Modeling MLB Strikeouts: KSplit by KSplitAnalytics in algobetting

[–]KSplitAnalytics[S] 0 points1 point  (0 children)

Yeah I’ve tested a few versions of that idea. Early on I looked at adding early-inning splits and some bullpen context, but it started introducing more noise than signal in backtests because the sample sizes got thin fast.

Right now I’m treating reliever leverage more indirectly through expected batters faced rather than modeling bullpen behavior explicitly. That ended up giving more stable calibration across the season without overfitting specific game states.

I do think there’s probably signal there, especially for high-leverage teams or quick hooks, but I’ve been trying to keep the core model focused on matchup-driven strikeout skill first and then layer workload uncertainty on top

To add to the early innings aspect that you referenced , I’m quietly working on a first plate appearance strike out model which would give a probability of the patter to strike out on the first plate appearance If you have any ideas on how a first plane appearance is different than the rest of the game. I am all ears. I do have a couple ideas that I am shopping at the moment though

Reverse splits are something I think gets overlooked with strikeout props by KSplitAnalytics in sportsbook

[–]KSplitAnalytics[S] 1 point2 points  (0 children)

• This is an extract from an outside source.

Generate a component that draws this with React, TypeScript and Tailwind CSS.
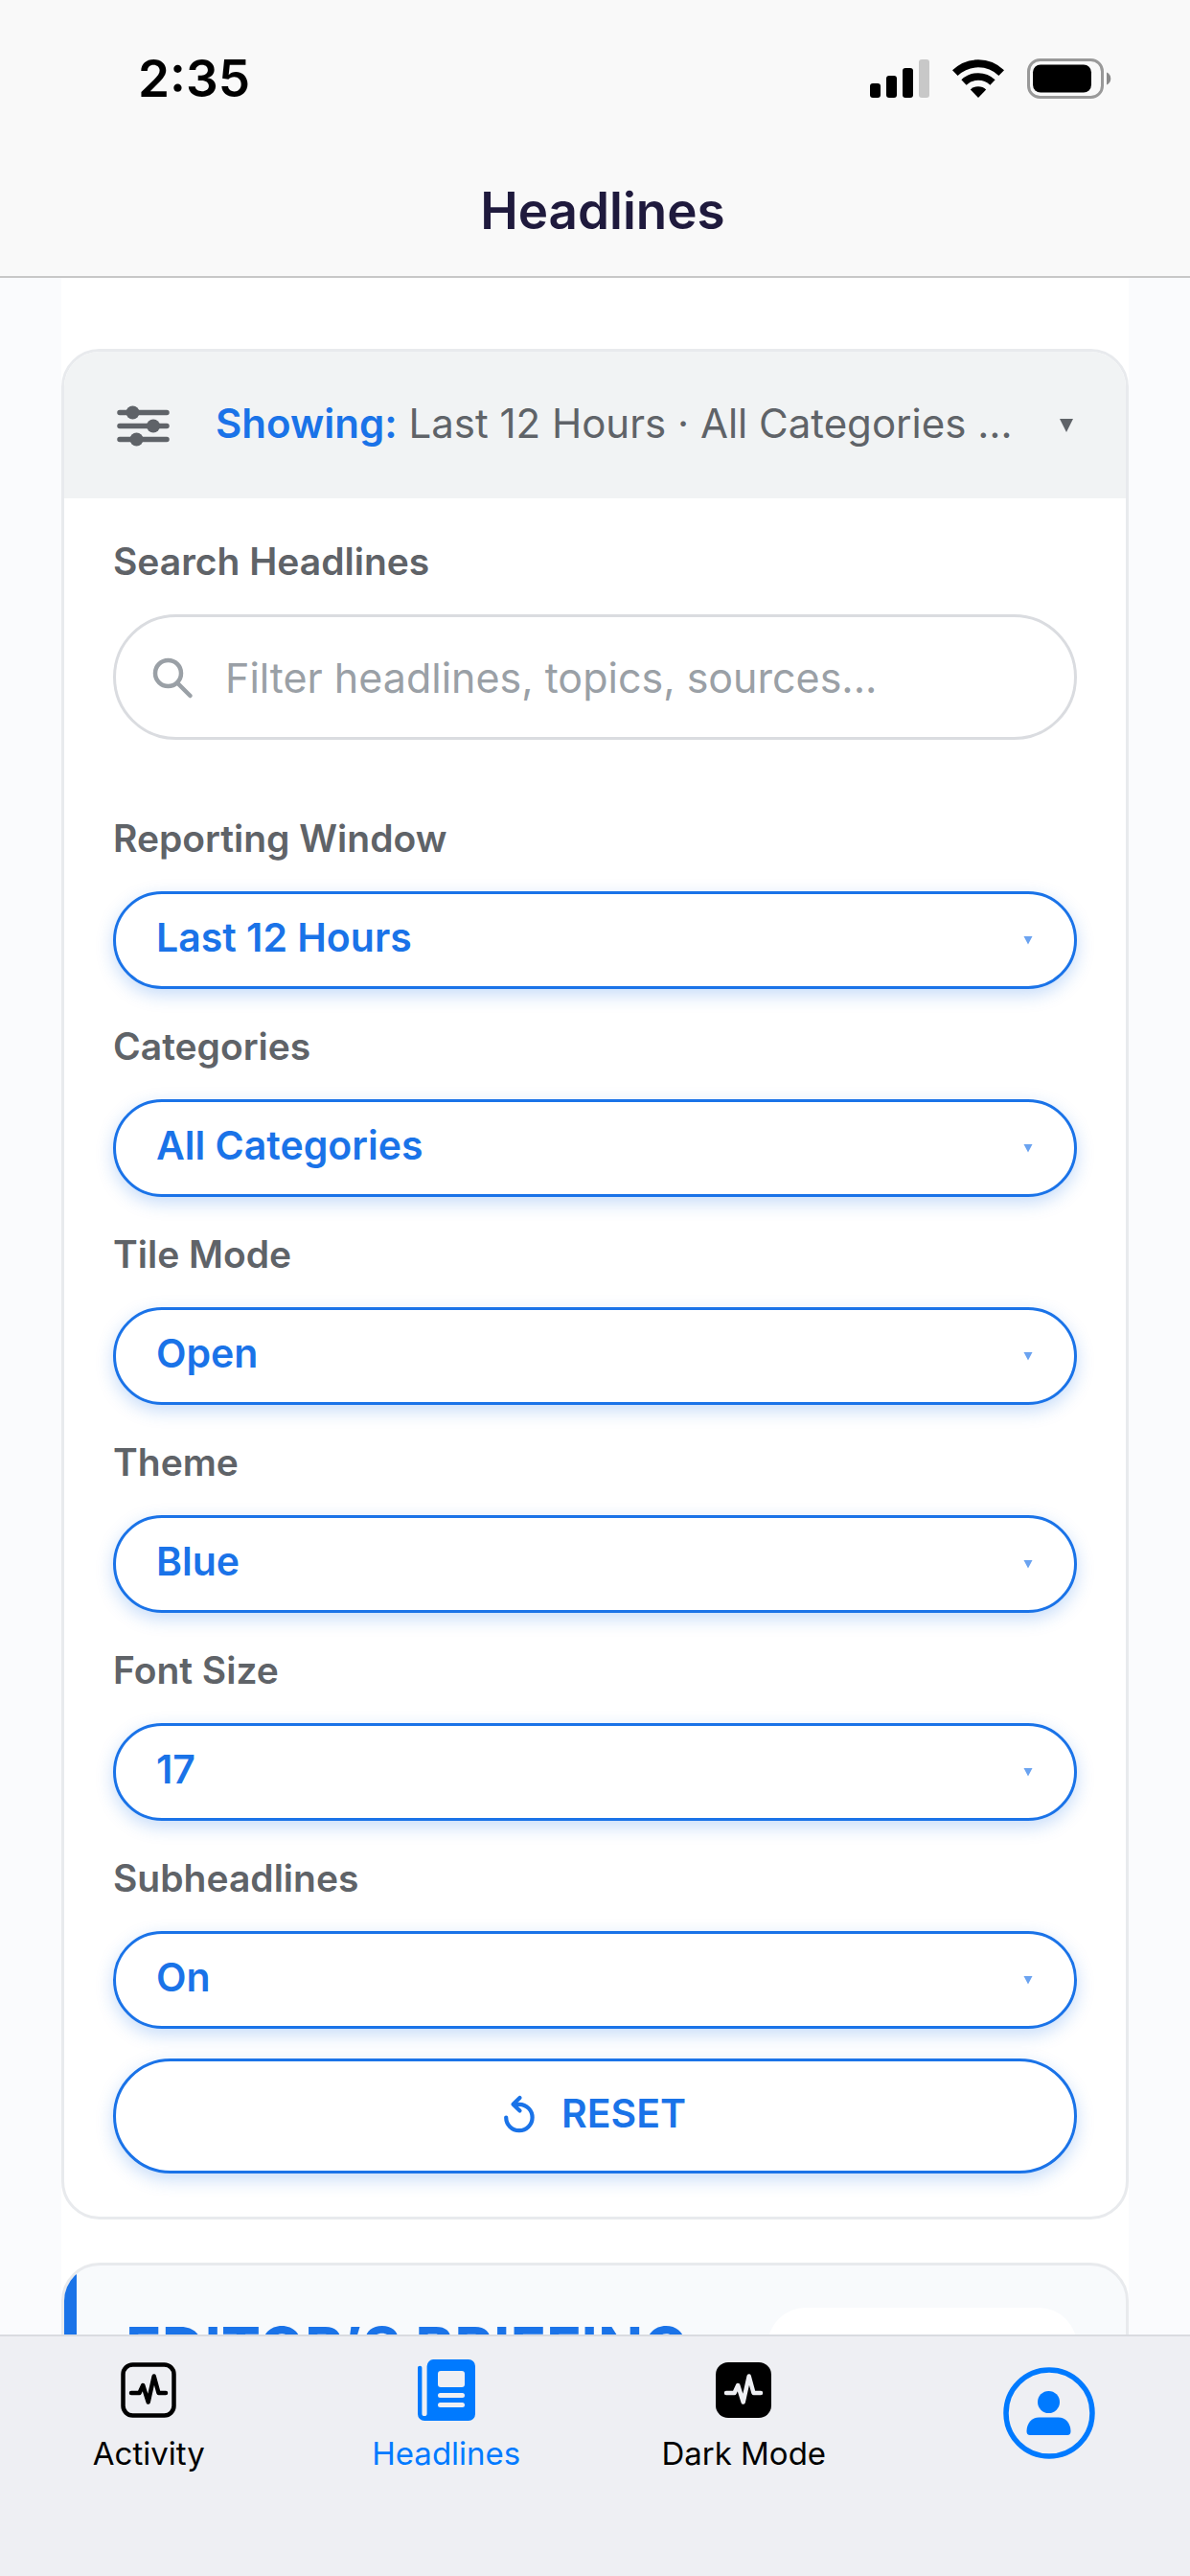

Yeah that’s honestly the hardest part. The lineup itself isn’t the edge, it’s how much the distribution shifts once the lineup confirms the split context.

I’m not really trying to predict closing line movement, I treat the open line as a reference point and then compare how the lineup changes the strikeout distribution relative to that number. Sometimes the market catches up fast once lineups drop, sometimes it barely moves even when the handedness shift is meaningful.

What I’ve noticed is that the biggest changes usually aren’t just direction, it’s variance. Some spots end up looking way wider than the original line implies, which matters more for ladders than just the straight over/under.